**To be done**
Search the listing below for "styles". Copy each matching line.
*** Data listing
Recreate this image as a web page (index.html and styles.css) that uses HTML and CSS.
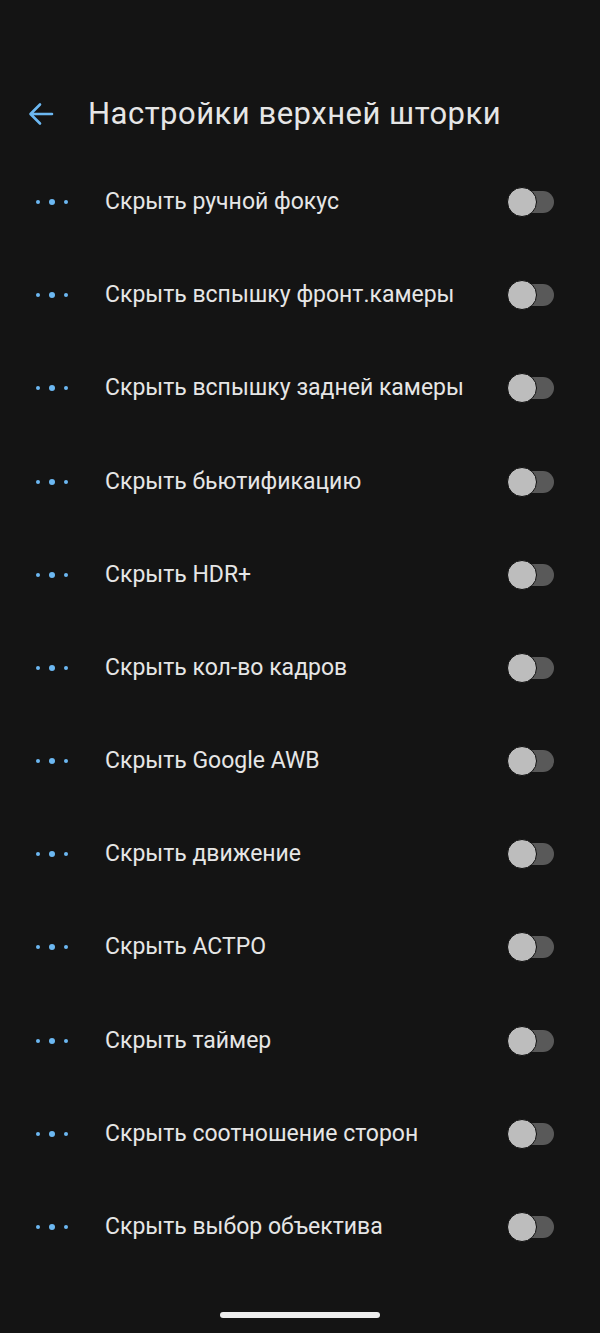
FILE: index.html
```html
<!DOCTYPE html>
<html lang="ru">
<head>
    <meta charset="UTF-8">
    <meta name="viewport" content="width=device-width, initial-scale=1.0">
    <title>Настройки верхней шторки</title>
    <link rel="stylesheet" href="styles.css">
</head>
<body>
    <header class="top-bar">
        <svg class="back" width="26" height="24" viewBox="0 0 26 24">
            <path d="M24 12H3M12 2.5L2.5 12L12 21.5" fill="none" stroke="#6cb8f2" stroke-width="2.6" stroke-linecap="round" stroke-linejoin="round"/>
        </svg>
        <h1 class="title">Настройки верхней шторки</h1>
    </header>
    <ul class="options">
        <li class="option"><span class="dots"><i></i><i class="big"></i><i></i></span><span class="label">Скрыть ручной фокус</span><span class="switch"><span class="thumb"></span></span></li>
        <li class="option"><span class="dots"><i></i><i class="big"></i><i></i></span><span class="label">Скрыть вспышку фронт.камеры</span><span class="switch"><span class="thumb"></span></span></li>
        <li class="option"><span class="dots"><i></i><i class="big"></i><i></i></span><span class="label">Скрыть вспышку задней камеры</span><span class="switch"><span class="thumb"></span></span></li>
        <li class="option"><span class="dots"><i></i><i class="big"></i><i></i></span><span class="label">Скрыть бьютификацию</span><span class="switch"><span class="thumb"></span></span></li>
        <li class="option"><span class="dots"><i></i><i class="big"></i><i></i></span><span class="label">Скрыть HDR+</span><span class="switch"><span class="thumb"></span></span></li>
        <li class="option"><span class="dots"><i></i><i class="big"></i><i></i></span><span class="label">Скрыть кол-во кадров</span><span class="switch"><span class="thumb"></span></span></li>
        <li class="option"><span class="dots"><i></i><i class="big"></i><i></i></span><span class="label">Скрыть Google AWB</span><span class="switch"><span class="thumb"></span></span></li>
        <li class="option"><span class="dots"><i></i><i class="big"></i><i></i></span><span class="label">Скрыть движение</span><span class="switch"><span class="thumb"></span></span></li>
        <li class="option"><span class="dots"><i></i><i class="big"></i><i></i></span><span class="label">Скрыть АСТРО</span><span class="switch"><span class="thumb"></span></span></li>
        <li class="option"><span class="dots"><i></i><i class="big"></i><i></i></span><span class="label">Скрыть таймер</span><span class="switch"><span class="thumb"></span></span></li>
        <li class="option"><span class="dots"><i></i><i class="big"></i><i></i></span><span class="label">Скрыть соотношение сторон</span><span class="switch"><span class="thumb"></span></span></li>
        <li class="option"><span class="dots"><i></i><i class="big"></i><i></i></span><span class="label">Скрыть выбор объектива</span><span class="switch"><span class="thumb"></span></span></li>
    </ul>
    <div class="home-bar"></div>
</body>
</html>
```

FILE: styles.css
```css
html, body {
    background: #141414;
}
body {
    margin: 0;
    font-family: Roboto, "Noto Sans", sans-serif;
    color: #e6e6e6;
}
.top-bar {
    display: flex;
    align-items: center;
    height: 48px;
    padding: 90px 0 0 28px;
}
.back {
    display: block;
    flex: none;
}
.title {
    margin: 0 0 0 34px;
    font-size: 31px;
    font-weight: 400;
    letter-spacing: 0.5px;
    line-height: 48px;
}
.options {
    list-style: none;
    margin: 17.4px 0 0;
    padding: 0;
}
.option {
    display: flex;
    align-items: center;
    height: 93.2px;
    padding: 0 46px 0 36px;
}
.dots {
    display: flex;
    align-items: center;
    gap: 9px;
    width: 69px;
    flex: none;
}
.dots i {
    display: block;
    width: 4px;
    height: 4px;
    border-radius: 50%;
    background: #6cb8f2;
}
.dots i.big {
    width: 6px;
    height: 6px;
}
.label {
    flex: 1;
    font-size: 23px;
    letter-spacing: 0;
    line-height: 28px;
}
.switch {
    position: relative;
    width: 46px;
    height: 22px;
    border-radius: 11px;
    background: #595959;
    flex: none;
}
.thumb {
    position: absolute;
    left: -1px;
    top: -4px;
    width: 28px;
    height: 28px;
    border-radius: 50%;
    background: #bdbdbd;
    border: 1px solid #0e0e0e;
}
.home-bar {
    width: 160px;
    height: 6px;
    margin: 38px auto 0;
    border-radius: 3px;
    background: #ededed;
}
```
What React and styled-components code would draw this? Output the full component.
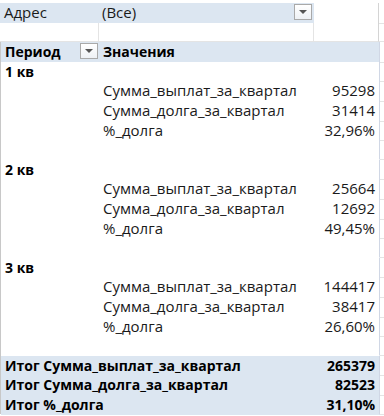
import React from 'react';
import styled, { createGlobalStyle } from 'styled-components';

const GlobalStyle = createGlobalStyle`
  html, body { margin: 0; padding: 0; background: #ffffff; }
  body {
    font-family: "Open Sans", "Liberation Sans", sans-serif;
    font-size: 15px;
    color: #111;
  }
`;

const COLS = '99px 215px 65px 1fr';
const ROW_H = '19.6px';

const Sheet = styled.div`
  width: 384px;
  height: 416px;
  padding-top: 3px;
  box-sizing: border-box;
  overflow: hidden;
  background: #fff;
`;

const Row = styled.div`
  display: grid;
  grid-template-columns: ${COLS};
  height: ${ROW_H};
  line-height: ${ROW_H};
  box-sizing: border-box;
  font-weight: ${p => (p.$bold ? 700 : 400)};
  font-size: ${p => (p.$bold ? '14px' : '15px')};
  color: ${p => (p.$bold ? '#000' : '#1a1a1a')};
`;

const Cell = styled.div`
  position: relative;
  grid-column: ${p => (p.$span ? `span ${p.$span}` : 'auto')};
  padding: 0 4px 0 ${p => (p.$indent ? '3px' : '4px')};
  white-space: nowrap;
  overflow: visible;
  text-align: ${p => (p.$right ? 'right' : 'left')};
  background: ${p => (p.$fill ? '#dce6f1' : '#fff')};
  border-right: 1px solid ${p => p.$grid || 'transparent'};
  border-bottom: 1px solid ${p => p.$line || 'transparent'};
  box-sizing: border-box;
`;

const Outside = styled.div`
  border-bottom: 1px solid #e4e4e4;
  box-sizing: border-box;
`;

const DropButton = styled.span`
  position: absolute;
  right: 1px;
  top: 1px;
  width: 18px;
  height: 16px;
  box-sizing: border-box;
  border: 1px solid #a9a9a9;
  background: linear-gradient(#ffffff, #eef1f5);
  display: flex;
  align-items: center;
  justify-content: center;
  &::after {
    content: '';
    border-left: 4px solid transparent;
    border-right: 4px solid transparent;
    border-top: 4px solid #555;
  }
`;

const DataArea = styled.div`
  border-left: 1px solid #c8c8c8;
`;

const groups = [
  { name: '1 кв', values: ['95298', '31414', '32,96%'] },
  { name: '2 кв', values: ['25664', '12692', '49,45%'] },
  { name: '3 кв', values: ['144417', '38417', '26,60%'] },
];

const measures = ['Сумма_выплат_за_квартал', 'Сумма_долга_за_квартал', '%_долга'];

const totals = [
  ['Итог Сумма_выплат_за_квартал', '265379'],
  ['Итог Сумма_долга_за_квартал', '82523'],
  ['Итог %_долга', '31,10%'],
];

function Group({ group }) {
  return (
    <>
      <Row $bold>
        <Cell $line="#b8cce4">{group.name}</Cell>
        <Cell $line="#b8cce4" />
        <Cell $line="#b8cce4" $grid="#d0d7e5" />
        <Outside />
      </Row>
      {measures.map((m, i) => (
        <Row key={m}>
          <Cell />
          <Cell $indent>{m}</Cell>
          <Cell $right $grid="#d0d7e5">{group.values[i]}</Cell>
          <Outside />
        </Row>
      ))}
      <Row>
        <Cell />
        <Cell />
        <Cell $grid="#d0d7e5" />
        <Outside />
      </Row>
    </>
  );
}

export default function App() {
  return (
    <>
      <GlobalStyle />
      <Sheet>
        <Row>
          <Cell $fill>Адрес</Cell>
          <Cell $fill $indent>
            (Все)
            <DropButton />
          </Cell>
          <Cell $grid="#d4d4d4" $line="#e4e4e4" />
          <Outside />
        </Row>
        <Row>
          <Cell $grid="#e4e4e4" $line="#e4e4e4" />
          <Cell $grid="#e4e4e4" $line="#e4e4e4" />
          <Cell $grid="#d4d4d4" $line="#e4e4e4" />
          <Outside />
        </Row>
        <DataArea>
          <Row $bold>
            <Cell $fill $line="#95b3d7">
              Период
              <DropButton />
            </Cell>
            <Cell $fill $indent $line="#95b3d7">Значения</Cell>
            <Cell $fill $line="#95b3d7" $grid="#d0d7e5" />
            <Outside />
          </Row>
          {groups.map(g => (
            <Group key={g.name} group={g} />
          ))}
          {totals.map(([label, value]) => (
            <Row $bold key={label}>
              <Cell $fill $span={2}>{label}</Cell>
              <Cell $fill $right $grid="#d0d7e5">{value}</Cell>
              <Outside />
            </Row>
          ))}
        </DataArea>
      </Sheet>
    </>
  );
}
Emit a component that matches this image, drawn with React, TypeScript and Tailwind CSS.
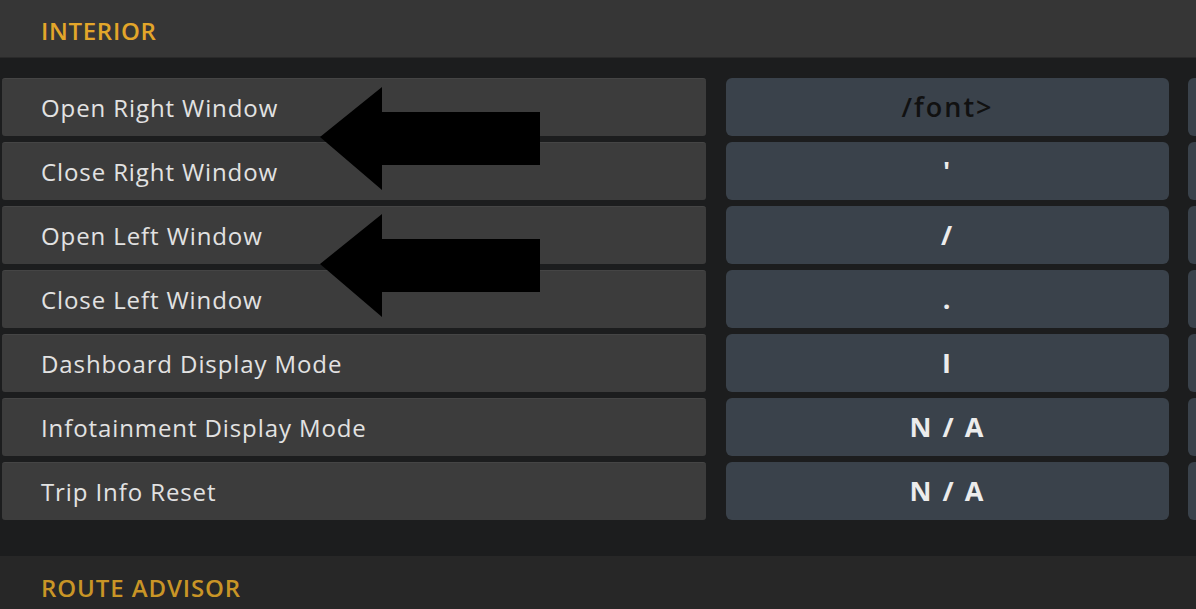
import React from 'react'

const rows = [
  { label: 'Open Right Window', value: '/font>', dark: true },
  { label: 'Close Right Window', value: "'" },
  { label: 'Open Left Window', value: '/' },
  { label: 'Close Left Window', value: '.' },
  { label: 'Dashboard Display Mode', value: 'I' },
  { label: 'Infotainment Display Mode', value: 'N / A' },
  { label: 'Trip Info Reset', value: 'N / A' },
]

// big black annotation arrow pointing left
const Arrow = ({ top }: { top: number }) => (
  <svg
    className="absolute left-[318px]"
    style={{ top }}
    width="224"
    height="104"
    viewBox="0 0 224 104"
  >
    <path d="M2 50 L64 0 L64 25 L222 25 L222 78 L64 78 L64 103 Z" fill="#000" />
  </svg>
)

export default function App() {
  return (
    <div className="relative w-[1196px] h-[609px] overflow-hidden bg-[#1c1d1e] font-['Open_Sans',sans-serif]">
      {/* Section header */}
      <div className="h-[58px] bg-[#363636] border-b border-[#2a2a2a] flex items-center pl-[41px] pt-[4px]">
        <span className="text-[24px] font-semibold text-[#e3a62a] tracking-[0.7px]">INTERIOR</span>
      </div>

      {/* Bindings */}
      <div className="mt-[20px] flex flex-col gap-[6px]">
        {rows.map((row) => (
          <div key={row.label} className="flex h-[58px]">
            <div className="ml-[2px] w-[704px] shrink-0 rounded-[3px] bg-[#3c3c3c] border-t border-[#454545] flex items-center pl-[39px]">
              <span className="text-[24px] font-medium text-[#e2e2e2] tracking-[0.9px]">{row.label}</span>
            </div>
            <div className="ml-[20px] w-[443px] shrink-0 rounded-[6px] bg-[#3a424b] flex items-center justify-center">
              <span
                className={`text-[27px] tracking-[2px] ${row.dark ? 'text-[#111] font-semibold' : 'text-[#ececec] font-bold'}`}
              >
                {row.value}
              </span>
            </div>
            <div className="ml-[19px] w-[60px] shrink-0 rounded-[6px] bg-[#3a424b]" />
          </div>
        ))}
      </div>

      {/* Next section */}
      <div className="mt-[36px] h-[53px] bg-[#272727] flex items-center pl-[41px] pt-[10px]">
        <span className="text-[24px] font-semibold text-[#c99526] tracking-[0.9px]">ROUTE ADVISOR</span>
      </div>

      <Arrow top={87} />
      <Arrow top={214} />
    </div>
  )
}
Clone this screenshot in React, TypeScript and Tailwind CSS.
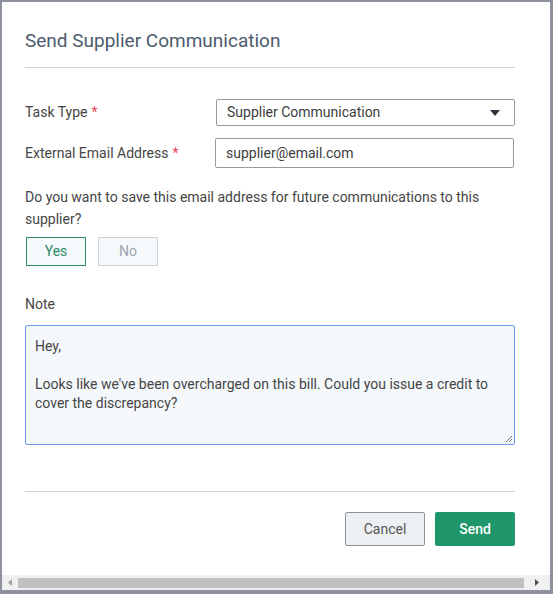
import React from 'react';

const font = { fontFamily: 'Roboto, "Liberation Sans", sans-serif' };

const Required = () => <span className="ml-1 text-[#e8475f]">*</span>;

export default function App() {
  return (
    <div className="w-[553px] h-[594px] bg-[#8d929c] pt-[2px] pl-[2px] pr-[3px] pb-[4px]" style={font}>
      <div className="w-full h-full bg-white flex flex-col">
        <div className="flex-1 pl-[23px] pr-[35px] pt-[25px]">
          {/* Header */}
          <h2 className="text-[19px] leading-[28px] text-[#4b5a6d] pb-[12px] border-b border-[#cdd4da]">
            Send Supplier Communication
          </h2>

          {/* Task type */}
          <div className="flex items-center mt-[31px]">
            <label className="w-[191px] text-[14px] text-[#454545]">
              Task Type<Required />
            </label>
            <div className="w-[299px] h-[27px] border border-[#9a9a9a] rounded-[2px] flex items-center justify-between pl-[10px] pr-[14px] text-[14px] text-[#3d3d3d]">
              <span>Supplier Communication</span>
              <svg width="10" height="6" viewBox="0 0 10 6">
                <path d="M0 0h10L5 6z" fill="#2d3440" />
              </svg>
            </div>
          </div>

          {/* Email */}
          <div className="flex items-center mt-[12px]">
            <label className="w-[190px] text-[14px] text-[#454545]">
              External Email Address<Required />
            </label>
            <div className="w-[299px] h-[30px] border border-[#9a9a9a] rounded-[2px] flex items-center pl-[10px] text-[14px] text-[#3d3d3d]">
              supplier@email.com
            </div>
          </div>

          {/* Save question */}
          <p className="mt-[18px] text-[14px] leading-[22px] text-[#454545] pr-[8px]">
            Do you want to save this email address for future communications to this supplier?
          </p>
          <div className="flex gap-[12px] mt-[7px] pl-[1px]">
            <button className="w-[60px] h-[29px] border border-[#2a8a66] bg-[#f5f9fb] text-[14px] text-[#2a8a66]">
              Yes
            </button>
            <button className="w-[60px] h-[29px] border border-[#c9d1d8] bg-[#f5f9fb] text-[14px] text-[#9ea6ae]">
              No
            </button>
          </div>

          {/* Note */}
          <div className="mt-[28px] text-[14px] leading-[20px] text-[#454545]">Note</div>
          <div className="relative mt-[11px] h-[120px] border border-[#6a9be8] rounded-[2px] bg-[#f5f8fb] pl-[9px] pt-[11px] pr-[20px] text-[14px] leading-[19px] text-[#454545]">
            <div>Hey,</div>
            <div className="h-[19px]" />
            <div>Looks like we've been overcharged on this bill. Could you issue a credit to cover the discrepancy?</div>
            <svg className="absolute right-[1px] bottom-[1px]" width="8" height="8" viewBox="0 0 8 8">
              <path d="M7 1L1 7M7 4L4 7" stroke="#777" strokeWidth="1" />
            </svg>
          </div>

          {/* Footer */}
          <div className="mt-[46px] border-t border-[#cdd4da] pt-[20px] flex justify-end gap-[10px]">
            <button className="w-[80px] h-[34px] rounded-[2px] border border-[#8e9297] bg-[#edf0f3] text-[14px] text-[#555]">
              Cancel
            </button>
            <button className="w-[80px] h-[34px] rounded-[2px] bg-[#1f976b] text-[14px] font-medium text-white">
              Send
            </button>
          </div>
        </div>

        {/* Horizontal scrollbar */}
        <div className="h-[15px] bg-[#f0f0f0] flex items-center">
          <div className="w-[16px] flex justify-center">
            <svg width="4" height="7" viewBox="0 0 4 7"><path d="M4 0v7L0 3.5z" fill="#a3a3a3" /></svg>
          </div>
          <div className="flex-1 h-[10px] bg-[#c1c1c1]" />
          <div className="w-[26px] flex justify-center">
            <svg width="4" height="7" viewBox="0 0 4 7"><path d="M0 0v7L4 3.5z" fill="#505050" /></svg>
          </div>
        </div>
      </div>
    </div>
  );
}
******
**Solution**
Recreate this image as a web page (index.html and styles.css) that uses HTML and CSS.
    <link rel="stylesheet" href="styles.css">
FILE: styles.css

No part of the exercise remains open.